[What this task involves]: List all lines of the data containing the word "Give".
## begin
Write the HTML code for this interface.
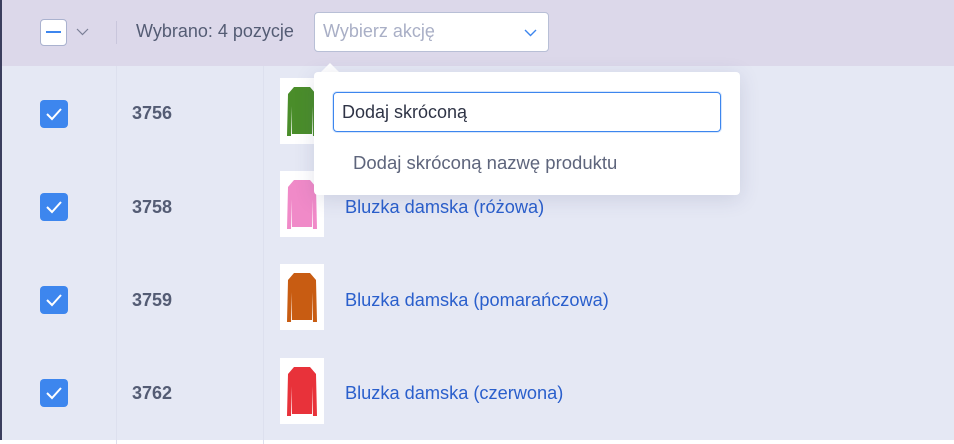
<!DOCTYPE html>
<html><head><meta charset="utf-8"><style>
*{margin:0;padding:0;box-sizing:border-box}
body{width:954px;height:444px;overflow:hidden;background:#fff;font-family:"Source Sans Pro","Liberation Sans",sans-serif;position:relative}
.hdr{position:absolute;left:0;top:0;width:954px;height:66px;background:#dcd8ea}
.body{position:absolute;left:0;top:66px;width:954px;height:374px;background:#e5e8f4}
.lb{position:absolute;left:0;top:0;width:2px;height:440px;background:#3b3e5e}
.vl{position:absolute;top:66px;width:1px;height:378px;background:#dde0ee}
.cb{position:absolute;left:40px;width:28px;height:28px;background:#3d86ee;border-radius:4px}
.cb svg{position:absolute;left:5px;top:6px}
.id{position:absolute;left:132px;font-size:18px;font-weight:bold;color:#545c74}
.img{position:absolute;left:280px;width:44px;height:66px;background:#fff}
.img svg{position:absolute;left:5px;top:6px}
.nm{position:absolute;left:345px;font-size:18.2px;color:#2a5fcc}
</style></head><body>
<div class="hdr">
 <div style="position:absolute;left:40px;top:19px;width:27px;height:27px;background:#fff;border:1px solid #aab2cf;border-radius:4px"><div style="position:absolute;left:5px;top:11px;width:15px;height:2px;background:#3d86ee"></div></div>
 <svg style="position:absolute;left:76px;top:28px" width="13" height="8"><path d="M1 1 L6.5 6.5 L12 1" fill="none" stroke="#7a7f96" stroke-width="1.2"/></svg>
 <div style="position:absolute;left:116px;top:21px;width:1px;height:23px;background:#c9c6dc"></div>
 <div style="position:absolute;left:136px;top:21px;font-size:18px;color:#545c74">Wybrano: 4 pozycje</div>
 <div style="position:absolute;left:314px;top:12px;width:235px;height:40px;background:#fff;border:1px solid #b8bfd6;border-radius:4px">
  <div style="position:absolute;left:8px;top:8px;font-size:18px;color:#a9afc6">Wybierz akcję</div>
  <svg style="position:absolute;left:209px;top:16px" width="13" height="8"><path d="M1 1 L6.5 6.5 L12 1" fill="none" stroke="#3d86ee" stroke-width="1.4"/></svg>
 </div>
</div>
<div class="body"></div>
<div class="lb"></div>
<div class="vl" style="left:116px"></div>
<div class="vl" style="left:263px"></div>

<div class="cb" style="top:100px"><svg width="18" height="16"><path d="M2 8 L7 13 L16 3" fill="none" stroke="#fff" stroke-width="2"/></svg></div>
<div class="id" style="top:103px">3756</div>
<div class="img" style="top:78px"><svg width="34" height="56"><path d="M9 3 L25 3 L31 10 L32 52 L28 52 L27 22 L27 50 L7 50 L7 22 L6 52 L2 52 L3 10 Z" fill="#4a8d2a"/></svg></div>

<div class="cb" style="top:193px"><svg width="18" height="16"><path d="M2 8 L7 13 L16 3" fill="none" stroke="#fff" stroke-width="2"/></svg></div>
<div class="id" style="top:197px">3758</div>
<div class="img" style="top:171px"><svg width="34" height="56"><path d="M9 3 L25 3 L31 10 L32 52 L28 52 L27 22 L27 50 L7 50 L7 22 L6 52 L2 52 L3 10 Z" fill="#f08ac8"/></svg></div>
<div class="nm" style="top:197px">Bluzka damska (różowa)</div>

<div class="cb" style="top:286px"><svg width="18" height="16"><path d="M2 8 L7 13 L16 3" fill="none" stroke="#fff" stroke-width="2"/></svg></div>
<div class="id" style="top:290px">3759</div>
<div class="img" style="top:264px"><svg width="34" height="56"><path d="M9 3 L25 3 L31 10 L32 52 L28 52 L27 22 L27 50 L7 50 L7 22 L6 52 L2 52 L3 10 Z" fill="#c85c12"/></svg></div>
<div class="nm" style="top:290px">Bluzka damska (pomarańczowa)</div>

<div class="cb" style="top:379px"><svg width="18" height="16"><path d="M2 8 L7 13 L16 3" fill="none" stroke="#fff" stroke-width="2"/></svg></div>
<div class="id" style="top:383px">3762</div>
<div class="img" style="top:358px"><svg width="34" height="56"><path d="M9 3 L25 3 L31 10 L32 52 L28 52 L27 22 L27 50 L7 50 L7 22 L6 52 L2 52 L3 10 Z" fill="#e8323a"/></svg></div>
<div class="nm" style="top:383px">Bluzka damska (czerwona)</div>

<svg style="position:absolute;left:318px;top:62px" width="24" height="11"><path d="M2 11 L12 1 L22 11 Z" fill="#fff"/></svg>
<div style="position:absolute;left:314px;top:72px;width:426px;height:123px;background:#fff;border-radius:4px;box-shadow:0 4px 20px rgba(60,70,120,0.15)">
 <div style="position:absolute;left:19px;top:20px;width:388px;height:40px;border:1px solid #3d86ee;border-radius:4px;box-shadow:0 0 0 1px rgba(61,134,238,0.2)">
  <div style="position:absolute;left:8px;top:9px;font-size:18px;color:#2f3446">Dodaj skróconą</div>
 </div>
 <div style="position:absolute;left:39px;top:80px;font-size:18.5px;color:#5e657c">Dodaj skróconą nazwę produktu</div>
</div>
</body></html>
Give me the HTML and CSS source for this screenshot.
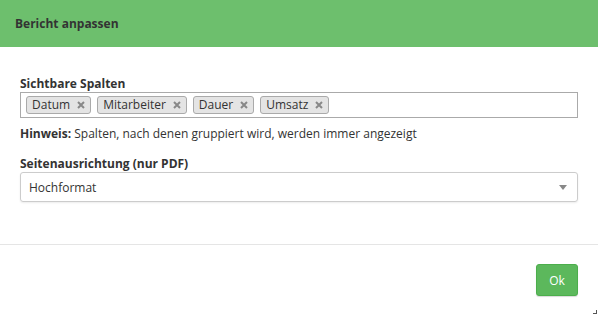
FILE: index.html
```html
<!DOCTYPE html>
<html lang="de">
<head>
    <meta charset="UTF-8">
    <title>Bericht anpassen</title>
    <link rel="stylesheet" href="styles.css">
</head>
<body>

<div class="dialog">
    <div class="dialog-header">Bericht anpassen</div>
    <div class="dialog-body">
        <label class="field-label">Sichtbare Spalten</label>
        <div class="tag-box">
            <span class="tag">Datum <svg class="tag-x" viewBox="0 0 8 8"><path d="M1 1L7 7M7 1L1 7"/></svg></span>
            <span class="tag">Mitarbeiter <svg class="tag-x" viewBox="0 0 8 8"><path d="M1 1L7 7M7 1L1 7"/></svg></span>
            <span class="tag">Dauer <svg class="tag-x" viewBox="0 0 8 8"><path d="M1 1L7 7M7 1L1 7"/></svg></span>
            <span class="tag">Umsatz <svg class="tag-x" viewBox="0 0 8 8"><path d="M1 1L7 7M7 1L1 7"/></svg></span>
        </div>
        <p class="hint"><b>Hinweis:</b> Spalten, nach denen gruppiert wird, werden immer angezeigt</p>

        <label class="field-label second">Seitenausrichtung (nur PDF)</label>
        <div class="select">
            <span>Hochformat</span>
            <span class="caret"></span>
        </div>
    </div>
    <div class="dialog-footer">
        <button class="btn-ok">Ok</button>
    </div>
    <span class="resize"></span>
</div>

</body>
</html>
```

FILE: styles.css
```css
body {
    margin: 0;
    font-family: "Open Sans", sans-serif;
    font-size: 12px;
    color: #333;
    background: #fff;
}
.dialog {
    position: relative;
    width: 598px;
    height: 315px;
}
.dialog-header {
    background: #6dbf6d;
    height: 47px;
    line-height: 47px;
    padding: 0 15px;
    font-weight: bold;
    font-size: 12px;
    color: #333;
}
.dialog-body {
    padding: 29px 20px 0 20px;
    height: 168px;
    border-bottom: 1px solid #e5e5e5;
}
.field-label {
    display: block;
    font-weight: bold;
    line-height: 16px;
}
.field-label.second {
    margin-top: 14px;
}
.tag-box {
    display: flex;
    gap: 6px;
    border: 1px solid #aaa;
    height: 24px;
    padding: 0 5px;
    align-items: center;
}
.tag {
    display: inline-flex;
    align-items: center;
    background: #e4e4e4;
    border: 1px solid #aaa;
    border-radius: 3px;
    height: 16px;
    padding: 0 5px;
    line-height: 16px;
}
.tag-x {
    width: 8px;
    height: 8px;
    margin-left: 7px;
    stroke: #888;
    stroke-width: 2;
    fill: none;
}
.hint {
    margin: 8px 0 0 0;
    line-height: 16px;
}
.select {
    display: flex;
    justify-content: space-between;
    align-items: center;
    border: 1px solid #ccc;
    border-radius: 3px;
    height: 28px;
    padding: 0 8px;
    box-shadow: 0 1px 2px rgba(0, 0, 0, 0.08);
}
.caret {
    width: 0;
    height: 0;
    border-left: 4px solid transparent;
    border-right: 4px solid transparent;
    border-top: 5px solid #888;
    margin-right: 2px;
}
.dialog-footer {
    display: flex;
    justify-content: flex-end;
    padding: 19px 20px 0 0;
}
.btn-ok {
    background: #5cb85c;
    color: #fff;
    border: 1px solid #4cae4c;
    border-radius: 3px;
    width: 42px;
    height: 32px;
    font-family: "Open Sans", sans-serif;
    font-size: 12px;
    box-shadow: 0 1px 1px rgba(0, 0, 0, 0.15);
}
.resize {
    position: absolute;
    right: 1px;
    bottom: 1px;
    width: 3px;
    height: 3px;
    border-right: 1px solid #555;
    border-bottom: 1px solid #555;
}
```
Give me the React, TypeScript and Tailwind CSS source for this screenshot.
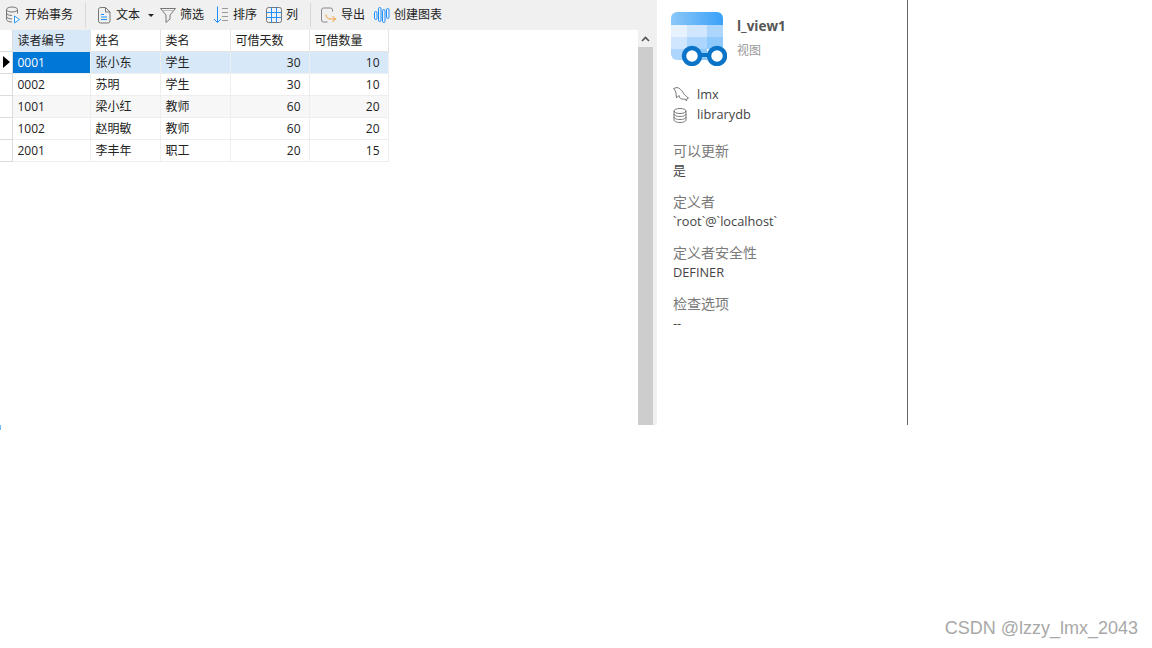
## end
[Solution to the exercise]:
Give me the HTML and CSS source for this screenshot.
Give me the React, TypeScript and Tailwind CSS source for this screenshot.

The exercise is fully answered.